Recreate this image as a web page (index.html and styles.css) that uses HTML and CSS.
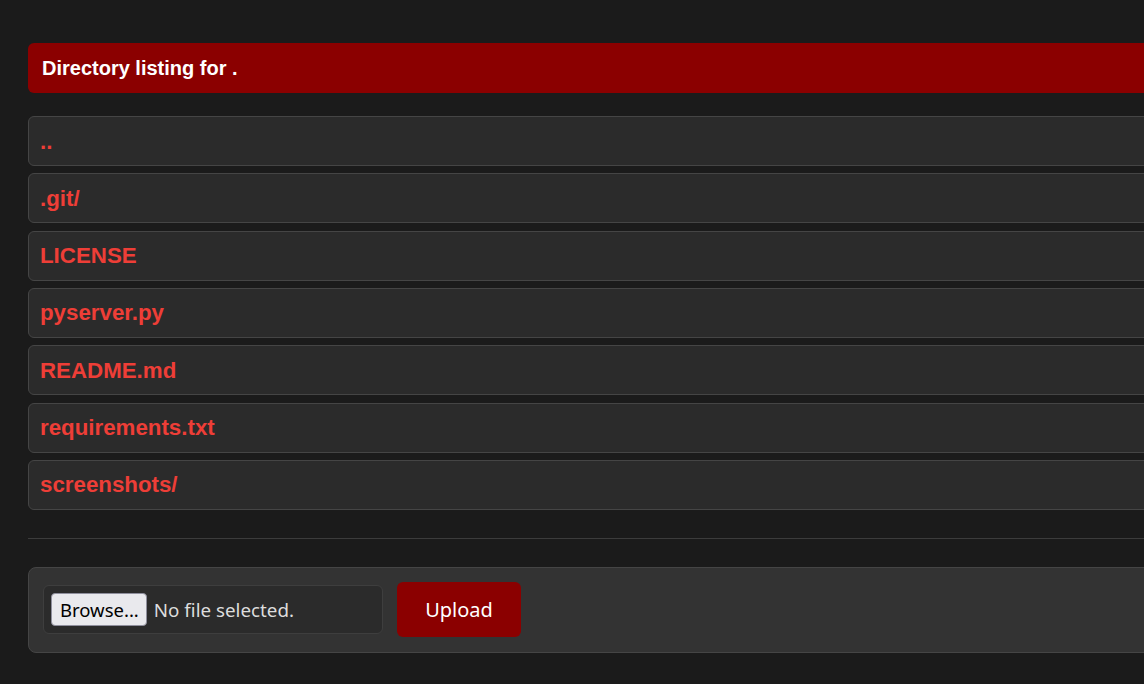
FILE: index.html
```html
<!DOCTYPE html>
<html lang="en">
<head>
<meta charset="utf-8">
<title>Directory listing for .</title>
<link rel="stylesheet" href="styles.css">
</head>
<body>
<main class="page">
  <h1 class="title">Directory listing for .</h1>
  <ul class="listing">
    <li class="entry"><a href="#">..</a></li>
    <li class="entry"><a href="#">.git/</a></li>
    <li class="entry"><a href="#">LICENSE</a></li>
    <li class="entry"><a href="#">pyserver.py</a></li>
    <li class="entry"><a href="#">README.md</a></li>
    <li class="entry"><a href="#">requirements.txt</a></li>
    <li class="entry"><a href="#">screenshots/</a></li>
  </ul>
  <hr class="divider">
  <form class="upload">
    <div class="file-input">
      <span class="browse">Browse...</span>
      <span class="file-status">No file selected.</span>
    </div>
    <button type="button" class="upload-btn">Upload</button>
  </form>
</main>
</body>
</html>
```

FILE: styles.css
```css
html {
  overflow: hidden;
  background: #1b1b1b;
}
body {
  margin: 0;
  background: #1b1b1b;
  font-family: "Liberation Sans", Arial, sans-serif;
}
.page {
  width: 1180px;
  padding: 43px 0 0 28px;
}
.title {
  margin: 0;
  height: 50px;
  box-sizing: border-box;
  padding: 0 14px;
  display: flex;
  align-items: center;
  background: #8b0000;
  color: #ffffff;
  font-size: 20px;
  font-weight: bold;
  border-radius: 6px;
}
.listing {
  list-style: none;
  margin: 23px 0 0;
  padding: 0;
  display: flex;
  flex-direction: column;
  gap: 7.33px;
}
.entry {
  height: 50px;
  box-sizing: border-box;
  display: flex;
  align-items: center;
  padding: 0 11px;
  background: #2b2b2b;
  border: 1px solid #454545;
  border-radius: 6px;
}
.entry a {
  color: #ee3e37;
  text-decoration: none;
  font-weight: bold;
  font-size: 22.3px;
  padding-top: 1px;
}
.divider {
  margin: 28px 0 0;
  border: 0;
  border-top: 1px solid #3c3c3c;
  height: 0;
}
.upload {
  margin-top: 28px;
  height: 86px;
  box-sizing: border-box;
  display: flex;
  align-items: center;
  gap: 14px;
  padding: 0 14px;
  background: #333333;
  border: 1px solid #454545;
  border-radius: 8px;
  font-family: "Noto Sans", "Open Sans", sans-serif;
}
.file-input {
  width: 340px;
  height: 49px;
  box-sizing: border-box;
  display: flex;
  align-items: center;
  gap: 7px;
  padding: 0 7px;
  background: #2b2b2b;
  border: 1px solid #3e3e3e;
  border-radius: 6px;
}
.browse {
  height: 33px;
  box-sizing: border-box;
  display: flex;
  align-items: center;
  padding: 0 7px 0 8px;
  background: #e9e9ed;
  border: 1px solid #8f8f9d;
  border-radius: 4px;
  color: #000;
  font-size: 18.5px;
}
.file-status {
  color: #dddddd;
  font-size: 18.8px;
}
.upload-btn {
  width: 124px;
  height: 55px;
  border: 0;
  border-radius: 6px;
  background: #8b0000;
  color: #ffffff;
  font-family: "Noto Sans", "Open Sans", sans-serif;
  font-size: 20px;
  padding: 0;
}
```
********
- Problem requirements: Go through the data above and transcribe it in full, omitting any image.

- Written reply:
Recreate this image as a web page (index.html and styles.css) that uses HTML and CSS.
FILE: index.html
```html
<!DOCTYPE html>
<html lang="en">
<head>
<meta charset="utf-8">
<title>Directory listing for .</title>
<link rel="stylesheet" href="styles.css">
</head>
<body>
<main class="page">
  <h1 class="title">Directory listing for .</h1>
  <ul class="listing">
    <li class="entry"><a href="#">..</a></li>
    <li class="entry"><a href="#">.git/</a></li>
    <li class="entry"><a href="#">LICENSE</a></li>
    <li class="entry"><a href="#">pyserver.py</a></li>
    <li class="entry"><a href="#">README.md</a></li>
    <li class="entry"><a href="#">requirements.txt</a></li>
    <li class="entry"><a href="#">screenshots/</a></li>
  </ul>
  <hr class="divider">
  <form class="upload">
    <div class="file-input">
      <span class="browse">Browse...</span>
      <span class="file-status">No file selected.</span>
    </div>
    <button type="button" class="upload-btn">Upload</button>
  </form>
</main>
</body>
</html>
```

FILE: styles.css
```css
html {
  overflow: hidden;
  background: #1b1b1b;
}
body {
  margin: 0;
  background: #1b1b1b;
  font-family: "Liberation Sans", Arial, sans-serif;
}
.page {
  width: 1180px;
  padding: 43px 0 0 28px;
}
.title {
  margin: 0;
  height: 50px;
  box-sizing: border-box;
  padding: 0 14px;
  display: flex;
  align-items: center;
  background: #8b0000;
  color: #ffffff;
  font-size: 20px;
  font-weight: bold;
  border-radius: 6px;
}
.listing {
  list-style: none;
  margin: 23px 0 0;
  padding: 0;
  display: flex;
  flex-direction: column;
  gap: 7.33px;
}
.entry {
  height: 50px;
  box-sizing: border-box;
  display: flex;
  align-items: center;
  padding: 0 11px;
  background: #2b2b2b;
  border: 1px solid #454545;
  border-radius: 6px;
}
.entry a {
  color: #ee3e37;
  text-decoration: none;
  font-weight: bold;
  font-size: 22.3px;
  padding-top: 1px;
}
.divider {
  margin: 28px 0 0;
  border: 0;
  border-top: 1px solid #3c3c3c;
  height: 0;
}
.upload {
  margin-top: 28px;
  height: 86px;
  box-sizing: border-box;
  display: flex;
  align-items: center;
  gap: 14px;
  padding: 0 14px;
  background: #333333;
  border: 1px solid #454545;
  border-radius: 8px;
  font-family: "Noto Sans", "Open Sans", sans-serif;
}
.file-input {
  width: 340px;
  height: 49px;
  box-sizing: border-box;
  display: flex;
  align-items: center;
  gap: 7px;
  padding: 0 7px;
  background: #2b2b2b;
  border: 1px solid #3e3e3e;
  border-radius: 6px;
}
.browse {
  height: 33px;
  box-sizing: border-box;
  display: flex;
  align-items: center;
  padding: 0 7px 0 8px;
  background: #e9e9ed;
  border: 1px solid #8f8f9d;
  border-radius: 4px;
  color: #000;
  font-size: 18.5px;
}
.file-status {
  color: #dddddd;
  font-size: 18.8px;
}
.upload-btn {
  width: 124px;
  height: 55px;
  border: 0;
  border-radius: 6px;
  background: #8b0000;
  color: #ffffff;
  font-family: "Noto Sans", "Open Sans", sans-serif;
  font-size: 20px;
  padding: 0;
}
```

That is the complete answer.